Family functioning and suicide attempts in Mexican adolescents
Ortiz-Sanchez, F.A. Brambila-Tapia, A.J.L., Cardenas-Fujita, L.S., Toledo-Lozano, C.G., Samudio-Cruz, M.A., Gomez-Diaz, B., ... & Lopez-Hernandez, L.B.
Suicide is considered a public health problem that affects families worldwide. Family functioning is the capability of the family system to fulfill needs during the stages of its development. In this study, we focused on evaluating family cohesion and adaptability in a group of adolescents who had attempted suicide and were hospitalized at a hospital for mental health disorders, compared to a control group.
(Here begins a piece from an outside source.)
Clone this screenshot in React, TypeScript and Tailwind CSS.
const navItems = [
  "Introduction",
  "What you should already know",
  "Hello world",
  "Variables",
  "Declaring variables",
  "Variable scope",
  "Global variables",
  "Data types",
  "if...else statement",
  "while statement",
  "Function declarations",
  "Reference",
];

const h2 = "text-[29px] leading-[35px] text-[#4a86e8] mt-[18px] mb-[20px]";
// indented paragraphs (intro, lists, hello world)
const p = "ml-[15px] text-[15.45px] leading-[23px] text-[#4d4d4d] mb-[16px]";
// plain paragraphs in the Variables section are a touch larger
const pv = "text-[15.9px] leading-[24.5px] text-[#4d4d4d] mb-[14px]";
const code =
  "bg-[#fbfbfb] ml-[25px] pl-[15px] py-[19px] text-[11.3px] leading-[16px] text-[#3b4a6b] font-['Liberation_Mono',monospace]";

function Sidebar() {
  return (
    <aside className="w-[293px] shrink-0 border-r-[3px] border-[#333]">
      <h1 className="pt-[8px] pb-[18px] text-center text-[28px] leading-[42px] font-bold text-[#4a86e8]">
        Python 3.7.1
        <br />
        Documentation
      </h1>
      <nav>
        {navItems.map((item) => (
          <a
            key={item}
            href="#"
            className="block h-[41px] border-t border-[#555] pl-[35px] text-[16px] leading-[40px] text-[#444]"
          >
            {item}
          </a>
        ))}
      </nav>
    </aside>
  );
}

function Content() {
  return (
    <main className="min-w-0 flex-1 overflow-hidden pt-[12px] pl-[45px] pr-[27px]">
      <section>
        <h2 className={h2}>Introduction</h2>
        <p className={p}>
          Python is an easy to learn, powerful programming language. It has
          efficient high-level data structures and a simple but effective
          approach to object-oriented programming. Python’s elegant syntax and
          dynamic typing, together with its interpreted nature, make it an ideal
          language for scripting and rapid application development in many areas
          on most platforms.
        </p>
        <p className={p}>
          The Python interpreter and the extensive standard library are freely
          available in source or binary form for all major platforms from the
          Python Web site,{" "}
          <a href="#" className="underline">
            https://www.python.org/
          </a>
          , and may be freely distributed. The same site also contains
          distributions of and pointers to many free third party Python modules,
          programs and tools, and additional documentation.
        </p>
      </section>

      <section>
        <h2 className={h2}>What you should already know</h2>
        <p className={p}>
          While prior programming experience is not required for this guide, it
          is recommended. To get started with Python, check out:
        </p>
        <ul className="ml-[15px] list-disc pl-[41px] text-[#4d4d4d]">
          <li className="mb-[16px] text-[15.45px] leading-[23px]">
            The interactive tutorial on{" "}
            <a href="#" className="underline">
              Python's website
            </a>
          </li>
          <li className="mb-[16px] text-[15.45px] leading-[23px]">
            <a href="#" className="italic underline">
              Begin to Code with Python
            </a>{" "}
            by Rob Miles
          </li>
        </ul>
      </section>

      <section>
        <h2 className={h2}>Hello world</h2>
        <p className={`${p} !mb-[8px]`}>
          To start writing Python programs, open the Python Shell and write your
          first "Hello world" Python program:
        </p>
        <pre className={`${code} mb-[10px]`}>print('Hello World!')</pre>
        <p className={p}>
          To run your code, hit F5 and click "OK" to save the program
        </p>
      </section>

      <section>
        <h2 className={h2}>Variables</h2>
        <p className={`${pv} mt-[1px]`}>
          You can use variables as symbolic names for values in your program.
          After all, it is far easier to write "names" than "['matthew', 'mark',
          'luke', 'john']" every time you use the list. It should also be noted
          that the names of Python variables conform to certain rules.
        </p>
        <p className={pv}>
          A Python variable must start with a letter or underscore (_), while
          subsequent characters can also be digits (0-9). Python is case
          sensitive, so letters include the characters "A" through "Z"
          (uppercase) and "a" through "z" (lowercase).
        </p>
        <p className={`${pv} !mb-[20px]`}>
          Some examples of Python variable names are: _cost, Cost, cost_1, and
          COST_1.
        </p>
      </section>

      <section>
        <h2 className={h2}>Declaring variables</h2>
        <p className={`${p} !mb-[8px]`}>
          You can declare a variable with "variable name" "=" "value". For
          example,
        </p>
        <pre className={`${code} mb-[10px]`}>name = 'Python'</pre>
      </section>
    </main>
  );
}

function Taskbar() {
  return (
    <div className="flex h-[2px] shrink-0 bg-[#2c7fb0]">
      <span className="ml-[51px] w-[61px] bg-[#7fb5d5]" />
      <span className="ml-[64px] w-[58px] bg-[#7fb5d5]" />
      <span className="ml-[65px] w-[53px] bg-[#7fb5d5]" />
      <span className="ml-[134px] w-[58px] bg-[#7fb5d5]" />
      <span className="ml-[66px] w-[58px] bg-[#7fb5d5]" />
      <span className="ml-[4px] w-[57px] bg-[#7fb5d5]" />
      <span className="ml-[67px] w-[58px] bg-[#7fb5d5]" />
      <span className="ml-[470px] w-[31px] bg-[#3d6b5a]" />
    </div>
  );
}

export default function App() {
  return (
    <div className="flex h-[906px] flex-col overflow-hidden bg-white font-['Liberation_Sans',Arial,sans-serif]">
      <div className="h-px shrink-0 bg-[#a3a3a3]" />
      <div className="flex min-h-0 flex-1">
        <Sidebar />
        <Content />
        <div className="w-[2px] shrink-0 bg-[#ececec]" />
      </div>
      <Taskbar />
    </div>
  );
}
Methods: based on Olson’s circumplex model, we used the FACES III scale to gain insights into the family functioning of both suicidal and control groups. Results: The case group presented lower scores in cohesion and adaptability compared to the control group, with moderate effect-size for cohesion (Cohen’s d/r test = 1.217/0.52) and low effect-size for adaptability (Cohen’s d/r test = 0.746/0.35) (p < 0.001 for both variables), and also presented predominantly disengaged families (72.5% in the case group vs. 27.5% in the control group) and structured families (45% in the case group vs. 23.8% in the control group). The type of family described by the adolescents with a history of suicide attempts may explain the presence of low self-esteem and little emotional support usually present in this type of patient.